Edgar Allen Poe's “The Importance of the Single Effect in a Prose Tale" (1842)

 Edgar Allen Poe, in his essay "The Importance of the Single Effect in a Prose Tale," reviews Hawthorne's short story collection Twice-Told Tales (vol. 1 1837, vol. 2 1842). In the published essay, Poe outlines successful aims of a skilled literary artist: "If wise, he has not fashioned his thoughts to accommodate his incidents; but having conceived, with deliberate care, a certain unique or single effect to be wrought out [...]." Poe argues the short story is the highest literary form. In comparison, the novel violates an important structural feature: "In the whole composition there should be no word written, of which the tendency, direct or indirect, is not to the one pre-established design." Poe highlights the importance of every single word functioning in service of the “pre-established design.” 

 

Poe stresses the importance of a single effect, which Dan Shen analyzes in his article, “Edgar Allan Poe's Aesthetic Theory, the Insanity Debate, and the Ethically Oriented Dynamics of ‘‘The Tell-Tale Heart,’’”: “If some of Poe’s tales convey a moral, then that moral tends to be implicit and inseparable from the structural ‘unity of effect’” (322).
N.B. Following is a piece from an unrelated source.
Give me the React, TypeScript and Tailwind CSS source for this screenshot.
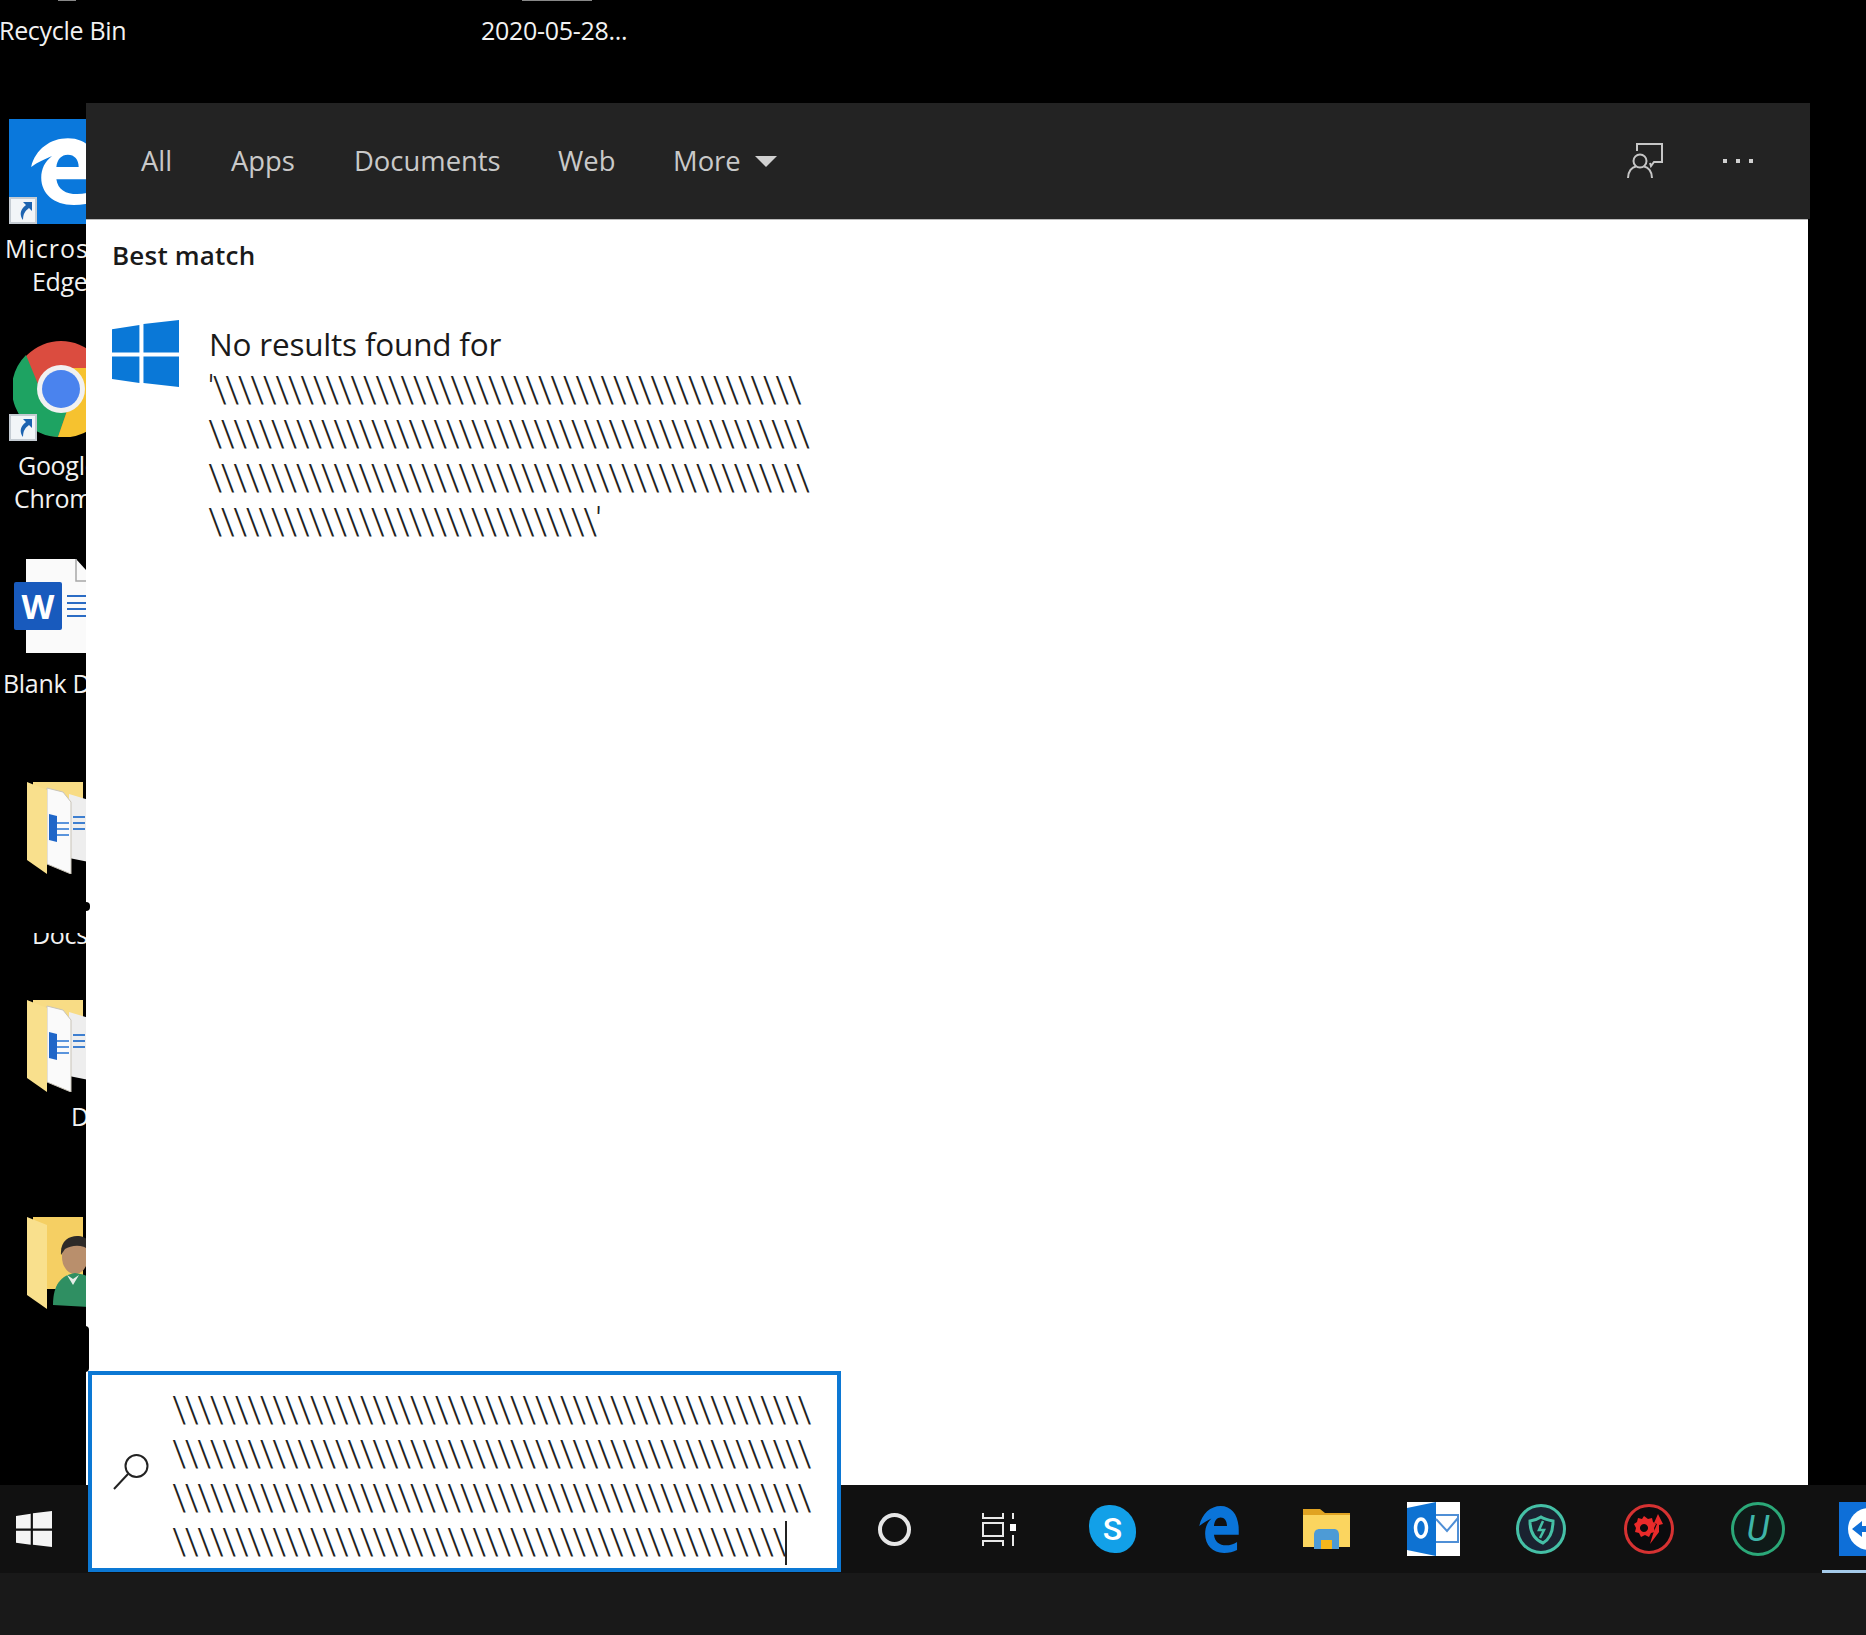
const FONT = "font-['Open_Sans','Noto_Sans',sans-serif]";
const SLASHES = "font-['Roboto',sans-serif] font-light text-[36px] tracking-[-1.7px] text-[#222] whitespace-nowrap";

const slashes = (n: number) => '\\'.repeat(n);

function EdgeLogo({ className, fill }: { className: string; fill: string }) {
  return (
    <svg viewBox="0 0 100 100" className={className} preserveAspectRatio="none">
      <path
        fill={fill}
        fillRule="evenodd"
        d="M3 44C9 18 30 2 54 2c27 0 43 20 43 50v10H38c2 15 13 22 29 22 9 0 18-2 26-7v17c-9 4-19 6-31 6-28 0-45-17-45-40 0-13 5-24 15-32-9 4-20 9-29 16zM38 44h31c0-11-6-18-15-18-9 0-15 7-16 18z"
      />
    </svg>
  );
}

function WindowsLogo({ className, fill }: { className: string; fill: string }) {
  return (
    <svg viewBox="0 0 66 66" className={className} preserveAspectRatio="none">
      <path
        fill={fill}
        d="M0 9l27-4v27H0zM31 4L66 0v32H31zM0 36h27v26L0 58zM31 36h35v30l-35-4z"
      />
    </svg>
  );
}

function ShortcutBadge({ className }: { className: string }) {
  return (
    <svg viewBox="0 0 28 27" className={`absolute ${className}`}>
      <rect x="1" y="1" width="26" height="25" fill="#f2f5f8" stroke="#c5ccd3" strokeWidth="2" />
      <path fill="#1d63b0" d="M14 5h9v9l-3-3c-4 3-6 6-6 12-3-4-4-10 3-15z" />
    </svg>
  );
}

function Chrome() {
  return (
    <svg viewBox="0 0 96 96" className="h-[96px] w-[96px]">
      <circle cx="48" cy="48" r="48" fill="#db4c3f" />
      <path fill="#1ea362" d="M27 48L13 14A48 48 0 0 0 45 96L54 70Z" />
      <path fill="#f6c22f" d="M54 70L45 96A48 48 0 0 0 94 27L48 27Z" />
      <circle cx="48" cy="48" r="24" fill="#f1f1f1" />
      <circle cx="48" cy="48" r="19" fill="#4a83ee" />
    </svg>
  );
}

function DocFolder() {
  return (
    <svg viewBox="0 0 62 92" className="h-[92px] w-[62px]">
      <path fill="#f8dc85" d="M6 0h50v58H6z" />
      <path fill="#eee" d="M42 12l20 6v62l-20-4z" />
      <path fill="#3e7fd0" d="M46 34h12v2H46zM46 40h12v2H46zM46 46h12v2H46z" />
      <path fill="#fafafa" stroke="#c9c4b8" strokeWidth="1" d="M20 6l16 4 8 10v72L20 82z" />
      <path fill="#1f66c8" d="M22 32l8 2v26l-8-2z" />
      <path fill="#5a94dc" d="M30 40h12v2H30zM30 46h12v2H30zM30 52h12v2H30z" />
      <path fill="#f9e08d" d="M0 0l20 8v84L0 78z" />
    </svg>
  );
}

function PersonFolder() {
  return (
    <svg viewBox="0 0 62 92" className="h-[92px] w-[62px]">
      <path fill="#f5cf63" d="M6 0h50v72H6z" />
      <path fill="#f9e08d" d="M0 0l20 8v84L0 78z" />
      <path fill="#000" d="M20 74h12v12H20z" />
      <ellipse cx="48" cy="40" rx="13" ry="17" fill="#b98f6c" />
      <path fill="#2d2a28" d="M34 38c-1-14 8-19 16-19 6 0 12 3 13 8l-1 6c-6-6-18-5-24-1z" />
      <path fill="#2f8f62" d="M26 88c0-20 8-30 22-32 8 1 14 3 14 6v28z" />
      <path fill="#e6eee8" d="M40 58l6 10 6-10-6 4z" />
    </svg>
  );
}

function DesktopLabel({ className, children }: { className: string; children: React.ReactNode }) {
  return (
    <span className={`absolute whitespace-nowrap text-[25px] leading-[30px] tracking-[-0.3px] text-[#f2f2f2] ${className}`}>
      {children}
    </span>
  );
}

function DesktopIcons() {
  return (
    <>
      <DesktopLabel className="left-[-1px] top-[15px]">Recycle Bin</DesktopLabel>
      <DesktopLabel className="left-[481px] top-[15px]">2020-05-28...</DesktopLabel>
      <div className="absolute left-[58px] top-0 h-[1px] w-[18px] bg-[#888]" />
      <div className="absolute left-[522px] top-0 h-[1px] w-[70px] bg-[#888]" />

      <div className="absolute left-[9px] top-[119px] h-[105px] w-[90px] overflow-hidden bg-[#0a78dc]">
        <EdgeLogo className="absolute left-[20px] top-[18px] h-[68px] w-[72px]" fill="#fff" />
      </div>
      <ShortcutBadge className="left-[9px] top-[197px] h-[27px] w-[28px]" />
      <DesktopLabel className="left-[5px] top-[233px]">
        <span className="tracking-[1px]">Microsoft</span>
      </DesktopLabel>
      <DesktopLabel className="left-[32px] top-[266px]">Edge</DesktopLabel>

      <div className="absolute left-[13px] top-[341px]">
        <Chrome />
      </div>
      <ShortcutBadge className="left-[9px] top-[414px] h-[27px] w-[28px]" />
      <DesktopLabel className="left-[18px] top-[450px]">Google</DesktopLabel>
      <DesktopLabel className="left-[14px] top-[483px]">Chrome</DesktopLabel>

      <svg viewBox="0 0 70 94" className="absolute left-[26px] top-[559px] h-[94px] w-[70px]">
        <path fill="#fafafa" d="M0 0h50l20 22v72H0z" />
        <path fill="none" stroke="#a8a8a8" strokeWidth="1.5" d="M50 0v22h20" />
      </svg>
      <div className="absolute left-[67px] top-[595px] flex h-[22px] w-[30px] flex-col justify-between">
        <div className="h-[2px] bg-[#2b6cc4]" />
        <div className="h-[2px] bg-[#2b6cc4]" />
        <div className="h-[2px] bg-[#2b6cc4]" />
        <div className="h-[2px] bg-[#2b6cc4]" />
      </div>
      <div className="absolute left-[14px] top-[582px] flex h-[48px] w-[48px] items-center justify-center rounded-[2px] bg-[#185abd] text-[34px] font-bold leading-none text-white">
        W
      </div>
      <DesktopLabel className="left-[3px] top-[668px]">Blank Document</DesktopLabel>

      <div className="absolute left-[27px] top-[782px]">
        <DocFolder />
      </div>
      <DesktopLabel className="left-[32px] top-[919px]">Docs</DesktopLabel>
      <div className="absolute left-0 top-[918px] h-[15px] w-[86px] bg-black" />
      <div className="absolute left-[27px] top-[1000px]">
        <DocFolder />
      </div>
      <DesktopLabel className="left-[71px] top-[1101px]">Docs</DesktopLabel>
      <div className="absolute left-[27px] top-[1217px]">
        <PersonFolder />
      </div>

      <div className="absolute left-[82px] top-[902px] z-20 h-[9px] w-[8px] rounded-full bg-black" />
      <div className="absolute left-[80px] top-[1326px] z-20 h-[46px] w-[9px] rounded-r-[4px] bg-black" />
    </>
  );
}

function FeedbackIcon() {
  return (
    <svg viewBox="0 0 36 36" className="h-[36px] w-[36px]" fill="none" stroke="#c6c6c6" strokeWidth="2">
      <path d="M10 8V1h25v18h-8l-3 4-1-3" />
      <circle cx="13" cy="18" r="6.5" />
      <path d="M1 35c0-7 4-11 8-11.5M25 35c0-7-4-11-8-11.5" />
    </svg>
  );
}

function SearchPanel() {
  const tabs = [
    { label: 'All', className: 'w-[90px]' },
    { label: 'Apps', className: 'w-[123px]' },
    { label: 'Documents', className: 'w-[204px]' },
    { label: 'Web', className: 'w-[115px]' },
  ];

  return (
    <section className="relative z-10 mt-[103px] flex w-[1724px] flex-col">
      <header className="flex h-[116px] items-center bg-[#232323] pl-[55px] text-[27.4px] text-[#c9c9c9]">
        {tabs.map((tab) => (
          <span key={tab.label} className={tab.className}>
            {tab.label}
          </span>
        ))}
        <span>More</span>
        <span className="ml-[14px] h-0 w-0 border-x-[11px] border-t-[11px] border-x-transparent border-t-[#d0d0d0]" />
        <span className="ml-auto">
          <FeedbackIcon />
        </span>
        <span className="ml-[60px] mr-[57px] flex gap-[9px]">
          <i className="h-[4px] w-[4px] bg-[#d0d0d0]" />
          <i className="h-[4px] w-[4px] bg-[#d0d0d0]" />
          <i className="h-[4px] w-[4px] bg-[#d0d0d0]" />
        </span>
      </header>
      <div className="mr-[2px] flex-1 border-t-[1px] border-[#bbb] bg-white pl-[26px] pt-[17px] text-[#1a1a1a]">
        <p className="text-[26px] font-semibold leading-[36px] tracking-[0.2px]">Best match</p>
        <div className="mt-[47px] flex">
          <WindowsLogo className="h-[67px] w-[67px]" fill="#0a78d7" />
          <div className="ml-[30px]">
            <p className="text-[31.5px] leading-[48px] tracking-[-0.2px]">No results found for</p>
            <div className="-ml-[1px] leading-[44px]">
              <p className={SLASHES}>{`'${slashes(47)}`}</p>
              <p className={SLASHES}>{slashes(48)}</p>
              <p className={SLASHES}>{slashes(48)}</p>
              <p className={SLASHES}>{`${slashes(31)}'`}</p>
            </div>
          </div>
        </div>
      </div>
    </section>
  );
}

function SearchBox() {
  return (
    <div className="absolute left-[88px] top-[1371px] z-20 flex h-[201px] w-[753px] items-center border-[4px] border-[#0c78d4] bg-white">
      <svg viewBox="0 0 36 36" className="ml-[21px] h-[36px] w-[36px] shrink-0" fill="none" stroke="#222" strokeWidth="2">
        <ellipse cx="23.5" cy="12" rx="11" ry="11" />
        <path d="M15 20L1 35" />
      </svg>
      <div className="relative ml-[23px] mt-[9px] leading-[44px]">
        <p className={SLASHES}>{slashes(51)}</p>
        <p className={SLASHES}>{slashes(51)}</p>
        <p className={SLASHES}>{slashes(51)}</p>
        <p className={SLASHES}>{slashes(49)}</p>
        <div className="absolute bottom-[-1px] left-[613px] h-[44px] w-[2px] bg-[#222]" />
      </div>
    </div>
  );
}

function Taskbar() {
  return (
    <footer className="flex h-[88px] items-center bg-[#111]">
      <div className="flex w-[841px] pl-[16px]">
        <WindowsLogo className="h-[36px] w-[36px]" fill="#f4f4f4" />
      </div>
      <div className="flex w-[106px] justify-center">
        <div className="h-[33px] w-[33px] rounded-full border-[4px] border-[#e6e6e6]" />
      </div>
      <div className="flex w-[109px] justify-center pr-[5px]">
        <svg viewBox="0 0 36 33" className="h-[33px] w-[36px]" fill="none" stroke="#e8e8e8" strokeWidth="2">
          <path d="M2 0v5h20V0M2 33v-5h20v5" />
          <rect x="2" y="10" width="20" height="13" />
          <path d="M32 0v6M32 22v11" />
          <rect x="29" y="11" width="6" height="7" fill="#fff" stroke="none" />
        </svg>
      </div>
      <div className="flex w-[109px] justify-center pl-[4px]">
        <div className="flex h-[48px] w-[47px] items-center justify-center rounded-[42%_55%_42%_55%] bg-[#12a0e8] font-['Roboto',sans-serif] text-[32px] font-medium text-white">
          S
        </div>
      </div>
      <div className="flex w-[107px] justify-center">
        <EdgeLogo className="h-[48px] w-[42px]" fill="#0a74d9" />
      </div>
      <div className="flex w-[108px] justify-center">
        <svg viewBox="0 0 47 40" className="h-[40px] w-[47px]">
          <path fill="#e0a322" d="M0 0h17l5 4h25v6H0z" />
          <path fill="#fbd55f" d="M0 6h47v32H0z" />
          <path fill="#4d9bd6" d="M11 40V26c0-4 2-6 6-6h14c3 0 5 2 5 6v14h-7v-9H18v9z" />
          <path fill="#f5b71c" d="M18 31h11v9H18z" />
        </svg>
      </div>
      <div className="flex w-[107.5px] justify-center">
        <svg viewBox="0 0 53 54" className="h-[54px] w-[53px]">
          <rect width="53" height="54" fill="#fff" />
          <path fill="#0e72d2" d="M0 6l29-6v54L0 48z" />
          <ellipse cx="14" cy="26" rx="5.5" ry="9" fill="none" stroke="#fff" strokeWidth="3.5" />
          <path fill="none" stroke="#4f8fd6" strokeWidth="2" d="M29 13h22v27H29M29 17l11 12 11-13" />
        </svg>
      </div>
      <div className="flex w-[107px] justify-center">
        <svg viewBox="0 0 50 50" className="h-[50px] w-[50px]">
          <circle cx="25" cy="25" r="23.5" fill="#1a2230" stroke="#45c0a6" strokeWidth="3" />
          <path fill="none" stroke="#45c0a6" strokeWidth="3" d="M14 17c6-1 8-2 11-4 3 2 7 3 12 4 0 10-3 18-10 22-10-4-13-12-13-22z" />
          <path fill="none" stroke="#45c0a6" strokeWidth="2.5" d="M27 17l-4 9h5l-4 8" />
        </svg>
      </div>
      <div className="flex w-[108px] justify-center">
        <svg viewBox="0 0 50 50" className="h-[50px] w-[50px]">
          <circle cx="25" cy="25" r="23.5" fill="#0b0b0d" stroke="#d63232" strokeWidth="3" />
          <path fill="#ea2a2a" fillRule="evenodd" d="M20 12l4 3 4-1 1 4 3 2-2 4 1 4-4 1-2 4-4-2-4 2-2-4-4-1 1-4-2-4 3-2 1-4 4 1zM20 20a4 4 0 1 0 .01 0z" />
          <path fill="#ea2a2a" d="M34 10l5 10-4 1 0 7-9 12 3-10 4-10-3-1z" />
        </svg>
      </div>
      <div className="flex flex-1 items-center justify-center pr-[9px]">
        <div className="flex h-[54px] w-[54px] items-center justify-center rounded-full border-[3px] border-[#2ba878] bg-[#0f1a18] font-['Roboto',sans-serif] text-[36px] italic text-[#3fb5a8]">
          U
        </div>
      </div>
      <div className="relative flex h-full w-[44px] items-center overflow-hidden pl-[17px]">
        <div className="flex h-[54px] w-[54px] shrink-0 items-center justify-center bg-[#0e6fd8] pl-[5px]">
          <div className="flex h-[42px] w-[42px] items-center justify-center rounded-full bg-white">
            <svg viewBox="0 0 34 18" className="h-[18px] w-[34px]">
              <path fill="#0e6fd8" d="M0 9l10-8v5h14V1l10 8-10 8v-5H10v5z" />
            </svg>
          </div>
        </div>
        <div className="absolute bottom-0 left-0 h-[3px] w-full bg-[#a5cbea]" />
      </div>
    </footer>
  );
}

export default function App() {
  return (
    <div className={`relative flex h-[1635px] w-[1866px] flex-col overflow-hidden bg-black ${FONT}`}>
      <div className="relative flex h-[1485px]">
        <DesktopIcons />
        <div className="w-[86px] shrink-0" />
        <SearchPanel />
      </div>
      <Taskbar />
      <div className="flex-1 bg-[#191919]" />
      <SearchBox />
    </div>
  );
}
Even within this structural “unity of effect,” Poe’s tales do not ignore their cultural context, as it reveals Gothic anxieties surrounding sanity, the supernatural and individualism. 

 

Shen, Dan. “Edgar Allan Poe's Aesthetic Theory, the Insanity Debate, and the Ethically Oriented Dynamics of ‘‘The Tell-Tale Heart.’’” Nineteenth-Century Literature, vol. 63, no. 3, 2008, pp. 321–345., doi:10.1525/ncl.2008.63.3.321.